> [OBJECTIVE] Every line below that holds the string "screenshot" should be copied out.

> [RECORD LIST]
┄┄┄┄┄┄
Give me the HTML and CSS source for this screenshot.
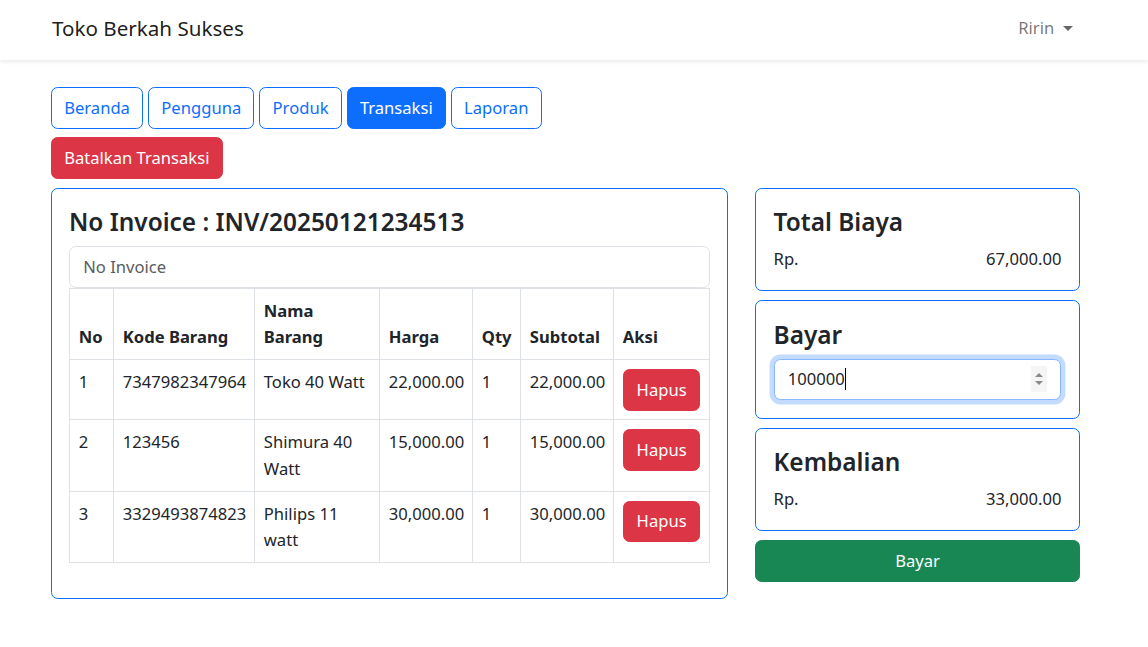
┄┄┄┄┄┄
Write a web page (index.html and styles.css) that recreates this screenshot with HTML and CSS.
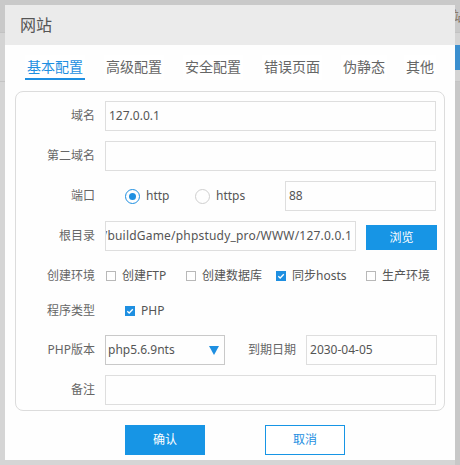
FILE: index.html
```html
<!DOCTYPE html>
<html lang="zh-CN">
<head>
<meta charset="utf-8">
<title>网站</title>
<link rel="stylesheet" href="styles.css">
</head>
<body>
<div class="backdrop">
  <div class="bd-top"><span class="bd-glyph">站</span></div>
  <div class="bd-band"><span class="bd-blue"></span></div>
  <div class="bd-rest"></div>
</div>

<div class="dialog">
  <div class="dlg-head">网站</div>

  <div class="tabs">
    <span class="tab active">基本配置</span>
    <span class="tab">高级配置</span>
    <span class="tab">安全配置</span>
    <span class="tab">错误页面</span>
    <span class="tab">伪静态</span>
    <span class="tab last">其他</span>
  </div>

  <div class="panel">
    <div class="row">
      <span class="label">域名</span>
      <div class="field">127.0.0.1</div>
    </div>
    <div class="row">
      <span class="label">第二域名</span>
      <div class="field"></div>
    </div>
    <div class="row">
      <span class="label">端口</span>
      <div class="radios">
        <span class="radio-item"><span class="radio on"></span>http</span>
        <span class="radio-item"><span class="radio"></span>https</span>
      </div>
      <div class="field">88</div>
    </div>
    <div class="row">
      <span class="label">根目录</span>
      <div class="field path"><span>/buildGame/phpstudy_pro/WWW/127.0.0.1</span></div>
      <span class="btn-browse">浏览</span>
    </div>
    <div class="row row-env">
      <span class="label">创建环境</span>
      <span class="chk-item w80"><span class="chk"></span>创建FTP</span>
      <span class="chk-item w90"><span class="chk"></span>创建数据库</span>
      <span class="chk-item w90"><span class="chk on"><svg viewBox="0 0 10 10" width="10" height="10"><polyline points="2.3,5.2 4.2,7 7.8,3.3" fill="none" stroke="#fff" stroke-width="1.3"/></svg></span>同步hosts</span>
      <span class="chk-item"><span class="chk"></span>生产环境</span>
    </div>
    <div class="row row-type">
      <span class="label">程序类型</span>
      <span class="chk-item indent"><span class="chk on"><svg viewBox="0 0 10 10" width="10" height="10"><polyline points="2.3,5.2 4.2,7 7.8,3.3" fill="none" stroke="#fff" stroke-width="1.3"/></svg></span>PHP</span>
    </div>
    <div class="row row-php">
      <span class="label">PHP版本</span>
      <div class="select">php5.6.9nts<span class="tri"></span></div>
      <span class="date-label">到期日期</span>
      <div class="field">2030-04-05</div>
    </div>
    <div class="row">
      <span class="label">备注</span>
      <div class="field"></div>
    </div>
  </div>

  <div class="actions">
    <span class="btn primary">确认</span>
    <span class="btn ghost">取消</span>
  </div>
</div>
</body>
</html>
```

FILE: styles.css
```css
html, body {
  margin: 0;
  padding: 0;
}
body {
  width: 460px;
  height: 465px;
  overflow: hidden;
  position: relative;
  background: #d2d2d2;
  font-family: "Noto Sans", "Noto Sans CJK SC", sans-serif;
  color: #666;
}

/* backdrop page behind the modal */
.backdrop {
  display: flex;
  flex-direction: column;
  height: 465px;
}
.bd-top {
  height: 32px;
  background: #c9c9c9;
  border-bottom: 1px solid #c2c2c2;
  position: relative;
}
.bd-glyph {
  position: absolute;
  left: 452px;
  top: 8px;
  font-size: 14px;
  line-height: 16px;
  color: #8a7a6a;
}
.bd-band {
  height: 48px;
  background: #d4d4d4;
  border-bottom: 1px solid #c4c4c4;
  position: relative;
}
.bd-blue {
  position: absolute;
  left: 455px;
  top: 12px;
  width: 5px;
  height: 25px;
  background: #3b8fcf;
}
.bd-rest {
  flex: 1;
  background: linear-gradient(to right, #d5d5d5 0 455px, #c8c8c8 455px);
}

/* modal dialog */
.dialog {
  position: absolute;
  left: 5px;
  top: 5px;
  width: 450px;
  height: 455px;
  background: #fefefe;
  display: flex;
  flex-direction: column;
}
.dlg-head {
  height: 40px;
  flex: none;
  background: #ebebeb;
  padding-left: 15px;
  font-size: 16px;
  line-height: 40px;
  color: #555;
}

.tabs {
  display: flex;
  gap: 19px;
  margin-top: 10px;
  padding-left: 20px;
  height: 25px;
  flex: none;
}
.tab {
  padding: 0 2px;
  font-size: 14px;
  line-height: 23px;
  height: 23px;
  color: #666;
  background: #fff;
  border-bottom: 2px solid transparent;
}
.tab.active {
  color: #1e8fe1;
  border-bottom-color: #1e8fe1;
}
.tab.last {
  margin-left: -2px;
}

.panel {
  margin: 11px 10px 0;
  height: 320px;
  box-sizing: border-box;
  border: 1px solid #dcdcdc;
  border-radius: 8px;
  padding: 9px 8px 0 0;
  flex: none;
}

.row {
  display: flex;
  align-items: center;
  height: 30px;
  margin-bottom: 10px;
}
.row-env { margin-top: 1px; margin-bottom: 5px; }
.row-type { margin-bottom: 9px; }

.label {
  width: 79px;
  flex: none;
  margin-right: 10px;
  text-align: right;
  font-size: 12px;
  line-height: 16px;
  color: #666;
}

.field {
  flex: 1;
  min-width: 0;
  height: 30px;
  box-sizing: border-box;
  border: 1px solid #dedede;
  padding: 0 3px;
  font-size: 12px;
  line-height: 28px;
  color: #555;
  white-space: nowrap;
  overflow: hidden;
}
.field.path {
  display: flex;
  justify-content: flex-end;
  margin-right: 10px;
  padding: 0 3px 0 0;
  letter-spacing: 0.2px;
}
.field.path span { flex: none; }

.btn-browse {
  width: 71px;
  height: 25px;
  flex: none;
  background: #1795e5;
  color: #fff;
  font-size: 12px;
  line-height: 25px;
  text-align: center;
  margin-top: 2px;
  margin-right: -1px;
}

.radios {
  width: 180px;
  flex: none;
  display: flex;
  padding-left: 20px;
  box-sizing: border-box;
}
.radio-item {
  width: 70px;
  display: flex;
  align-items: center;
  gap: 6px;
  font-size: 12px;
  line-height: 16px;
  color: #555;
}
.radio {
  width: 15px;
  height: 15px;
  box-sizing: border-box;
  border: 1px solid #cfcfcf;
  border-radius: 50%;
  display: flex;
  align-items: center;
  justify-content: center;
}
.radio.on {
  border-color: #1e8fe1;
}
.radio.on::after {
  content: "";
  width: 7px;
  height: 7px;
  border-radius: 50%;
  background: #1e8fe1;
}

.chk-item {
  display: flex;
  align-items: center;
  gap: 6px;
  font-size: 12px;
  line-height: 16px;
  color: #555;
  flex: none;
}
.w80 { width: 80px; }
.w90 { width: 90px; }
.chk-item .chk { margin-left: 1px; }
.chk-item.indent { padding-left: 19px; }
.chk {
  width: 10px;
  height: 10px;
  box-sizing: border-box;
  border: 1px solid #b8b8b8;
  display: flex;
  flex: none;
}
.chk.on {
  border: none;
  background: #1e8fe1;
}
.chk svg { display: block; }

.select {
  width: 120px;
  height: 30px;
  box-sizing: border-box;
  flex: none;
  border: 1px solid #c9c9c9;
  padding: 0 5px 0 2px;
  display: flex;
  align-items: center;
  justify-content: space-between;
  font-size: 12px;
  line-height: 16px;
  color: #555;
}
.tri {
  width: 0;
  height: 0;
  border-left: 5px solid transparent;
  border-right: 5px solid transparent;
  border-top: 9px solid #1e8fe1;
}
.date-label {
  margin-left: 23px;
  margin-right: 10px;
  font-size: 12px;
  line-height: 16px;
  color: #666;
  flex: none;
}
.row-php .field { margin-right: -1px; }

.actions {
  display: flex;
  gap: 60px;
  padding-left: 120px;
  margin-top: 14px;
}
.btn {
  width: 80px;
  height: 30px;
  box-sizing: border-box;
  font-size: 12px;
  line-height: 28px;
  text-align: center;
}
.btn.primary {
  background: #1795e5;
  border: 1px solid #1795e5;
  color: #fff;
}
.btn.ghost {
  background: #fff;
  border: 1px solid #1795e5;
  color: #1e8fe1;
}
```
┄┄┄┄┄┄
> [SOLVED PROBLEM]
Give me the HTML and CSS source for this screenshot.
Write a web page (index.html and styles.css) that recreates this screenshot with HTML and CSS.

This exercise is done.